C'est un rôle inédit pour vous, parmi une gamme très large de personnages déjà joués, vous vous définiriez comment ?

Je ne sais pas, j'ai un peu du mal à me rendre compte, je n'ai pas énormément de recul. Si je pense à mon dernier rôle dans Les Chatouilles, c'est un homme plutôt faible, mais sincère et touchant dans sa fragilité... J'ai fait des ordures absolues, j'ai même fait des dessins, parce que quand tu joues Astérix tu joues un dessin ! Donc ce sont des trajectoires et des idées très différentes pour chaque personnage, et je ne mesure pas.

Mais il est certain que j'ai beaucoup aimé ce Nico, comme j'ai aimé tous les personnages que j'ai faits, parce qu'ils n'existent pas, ce sont des êtres de fiction. Entre "action" et "coupez", on les incarne et on y croit, c'est une expérience intime, comme quand on est gamins : "je suis ça", et tu n'as aucun doute.

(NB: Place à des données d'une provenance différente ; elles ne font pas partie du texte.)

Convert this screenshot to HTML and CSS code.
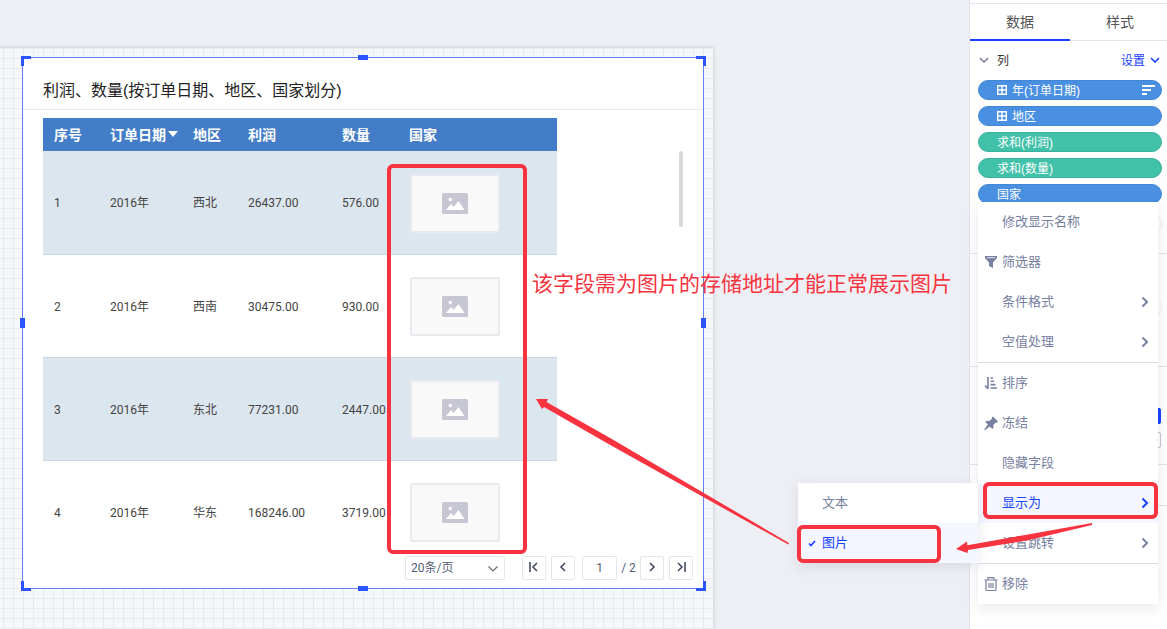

Vous avez évoqué un grand cinéma populaire, est-ce votre cinéma de coeur ?

J'aime beaucoup le film de genre, mais par définition c'est clivant. Généralement, le genre attire des spécialistes, des gens férus et pointus sur le genre en question. Dans le cinéma populaire, ce qui est le cas pour moi du film Les Vétos, il y a beaucoup de dignité. Le cinéma populaire qui a une idée, du fond, et qui nous rassemble, je trouve ça extrêmement vertueux. C'est un endroit où plusieurs générations partagent la même chose, échangent, vivent quelque chose ensemble.

Il y a un grand cinéma populaire qui rassemble les gens, et je trouve que Les Vétos fait partie de cette grammaire. Il y a plusieurs thématiques, et j'aime qu'un film puisse parler de beaucoup de choses, pour que les gens échangent. Un dira "moi je pense que c'est un film sur la désertification", et un autre "c'est plutôt un film sur la jeunesse et comment cette fille va trouver du sens", encore un autre "c'est un film sur la famille et les difficultés de ne pas être chez soi". Il y a mille thématiques dans Les Vétos, et elles sont posées de manière très élégante.